## [PROBLEM DESCRIPTION]
Please transcribe the listing below in full and word for word, without its pictures.

## [SOURCE DATA]
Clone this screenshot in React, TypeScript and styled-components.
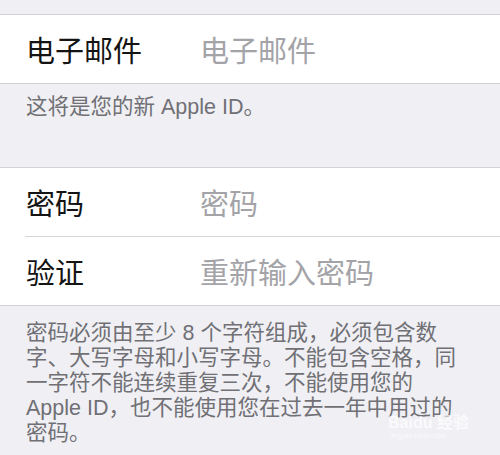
import styled, { createGlobalStyle } from "styled-components";

const GlobalStyle = createGlobalStyle`
  html, body {
    margin: 0;
    padding: 0;
    background: #efeff4;
  }
  body {
    font-family: "Noto Sans CJK SC", "Noto Sans", "Liberation Sans", sans-serif;
  }
`;

const Screen = styled.div`
  position: relative;
  width: 500px;
  height: 455px;
  overflow: hidden;
  background: #efeff4;
`;

const TopGap = styled.div`
  height: 14px;
  border-bottom: 1px solid #d3d2d7;
`;

const Group = styled.div`
  background: #ffffff;
  border-bottom: 1px solid #d3d2d7;
`;

const Row = styled.div`
  display: flex;
  align-items: center;
  height: 68px;
  padding-left: 26px;
`;

const Divider = styled.div`
  height: 1px;
  margin-left: 25px;
  background: #d6d5da;
`;

const Label = styled.div`
  width: 174px;
  flex-shrink: 0;
  font-size: 29px;
  color: #141414;
  white-space: nowrap;
`;

const Placeholder = styled.div`
  font-size: 29px;
  color: #a3a3a8;
  white-space: nowrap;
`;

const SectionFooter = styled.div`
  height: 84px;
  padding: 11px 27px 0 26px;
  border-bottom: 1px solid #d3d2d7;
  box-sizing: border-box;
  font-family: "Liberation Sans", "Noto Sans CJK SC", sans-serif;
  font-size: 21.5px;
  line-height: 25px;
  color: #707075;
`;

const Note = styled.div`
  padding: 15px 20px 0 26px;
  font-family: "Liberation Sans", "Noto Sans CJK SC", sans-serif;
  font-size: 21.5px;
  color: #707075;
`;

const NoteLine = styled.div`
  height: 25px;
  line-height: 25px;
  white-space: nowrap;
`;

const Watermark = styled.div`
  position: absolute;
  left: 388px;
  top: 414px;
  display: flex;
  flex-direction: column;
  align-items: flex-start;
  color: rgba(255, 255, 255, 0.7);
  font-family: "Liberation Sans", "Noto Sans CJK SC", sans-serif;
  pointer-events: none;
`;

const MarkTitle = styled.div`
  font-size: 16px;
  font-weight: bold;
  line-height: 17px;
`;

const MarkUrl = styled.div`
  font-size: 7px;
  line-height: 9px;
  margin-left: 2px;
`;

const noteLines = [
  "密码必须由至少 8 个字符组成，必须包含数",
  "字、大写字母和小写字母。不能包含空格，同",
  "一字符不能连续重复三次，不能使用您的",
  "Apple ID，也不能使用您在过去一年中用过的",
  "密码。",
];

export default function App() {
  return (
    <Screen>
      <GlobalStyle />
      <TopGap />
      <Group>
        <Row>
          <Label>电子邮件</Label>
          <Placeholder>电子邮件</Placeholder>
        </Row>
      </Group>
      <SectionFooter>这将是您的新 Apple ID。</SectionFooter>
      <Group>
        <Row>
          <Label>密码</Label>
          <Placeholder>密码</Placeholder>
        </Row>
        <Divider />
        <Row>
          <Label>验证</Label>
          <Placeholder>重新输入密码</Placeholder>
        </Row>
      </Group>
      <Note>
        {noteLines.map((line) => (
          <NoteLine key={line}>{line}</NoteLine>
        ))}
      </Note>
      <Watermark>
        <MarkTitle>Baidu 经验</MarkTitle>
        <MarkUrl>jingyan.baidu.com</MarkUrl>
      </Watermark>
    </Screen>
  );
}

## [EXERCISE OUTPUT]
Clone this screenshot in React, TypeScript and styled-components.
import styled, { createGlobalStyle } from "styled-components";

const GlobalStyle = createGlobalStyle`
  html, body {
    margin: 0;
    padding: 0;
    background: #efeff4;
  }
  body {
    font-family: "Noto Sans CJK SC", "Noto Sans", "Liberation Sans", sans-serif;
  }
`;

const Screen = styled.div`
  position: relative;
  width: 500px;
  height: 455px;
  overflow: hidden;
  background: #efeff4;
`;

const TopGap = styled.div`
  height: 14px;
  border-bottom: 1px solid #d3d2d7;
`;

const Group = styled.div`
  background: #ffffff;
  border-bottom: 1px solid #d3d2d7;
`;

const Row = styled.div`
  display: flex;
  align-items: center;
  height: 68px;
  padding-left: 26px;
`;

const Divider = styled.div`
  height: 1px;
  margin-left: 25px;
  background: #d6d5da;
`;

const Label = styled.div`
  width: 174px;
  flex-shrink: 0;
  font-size: 29px;
  color: #141414;
  white-space: nowrap;
`;

const Placeholder = styled.div`
  font-size: 29px;
  color: #a3a3a8;
  white-space: nowrap;
`;

const SectionFooter = styled.div`
  height: 84px;
  padding: 11px 27px 0 26px;
  border-bottom: 1px solid #d3d2d7;
  box-sizing: border-box;
  font-family: "Liberation Sans", "Noto Sans CJK SC", sans-serif;
  font-size: 21.5px;
  line-height: 25px;
  color: #707075;
`;

const Note = styled.div`
  padding: 15px 20px 0 26px;
  font-family: "Liberation Sans", "Noto Sans CJK SC", sans-serif;
  font-size: 21.5px;
  color: #707075;
`;

const NoteLine = styled.div`
  height: 25px;
  line-height: 25px;
  white-space: nowrap;
`;

const Watermark = styled.div`
  position: absolute;
  left: 388px;
  top: 414px;
  display: flex;
  flex-direction: column;
  align-items: flex-start;
  color: rgba(255, 255, 255, 0.7);
  font-family: "Liberation Sans", "Noto Sans CJK SC", sans-serif;
  pointer-events: none;
`;

const MarkTitle = styled.div`
  font-size: 16px;
  font-weight: bold;
  line-height: 17px;
`;

const MarkUrl = styled.div`
  font-size: 7px;
  line-height: 9px;
  margin-left: 2px;
`;

const noteLines = [
  "密码必须由至少 8 个字符组成，必须包含数",
  "字、大写字母和小写字母。不能包含空格，同",
  "一字符不能连续重复三次，不能使用您的",
  "Apple ID，也不能使用您在过去一年中用过的",
  "密码。",
];

export default function App() {
  return (
    <Screen>
      <GlobalStyle />
      <TopGap />
      <Group>
        <Row>
          <Label>电子邮件</Label>
          <Placeholder>电子邮件</Placeholder>
        </Row>
      </Group>
      <SectionFooter>这将是您的新 Apple ID。</SectionFooter>
      <Group>
        <Row>
          <Label>密码</Label>
          <Placeholder>密码</Placeholder>
        </Row>
        <Divider />
        <Row>
          <Label>验证</Label>
          <Placeholder>重新输入密码</Placeholder>
        </Row>
      </Group>
      <Note>
        {noteLines.map((line) => (
          <NoteLine key={line}>{line}</NoteLine>
        ))}
      </Note>
      <Watermark>
        <MarkTitle>Baidu 经验</MarkTitle>
        <MarkUrl>jingyan.baidu.com</MarkUrl>
      </Watermark>
    </Screen>
  );
}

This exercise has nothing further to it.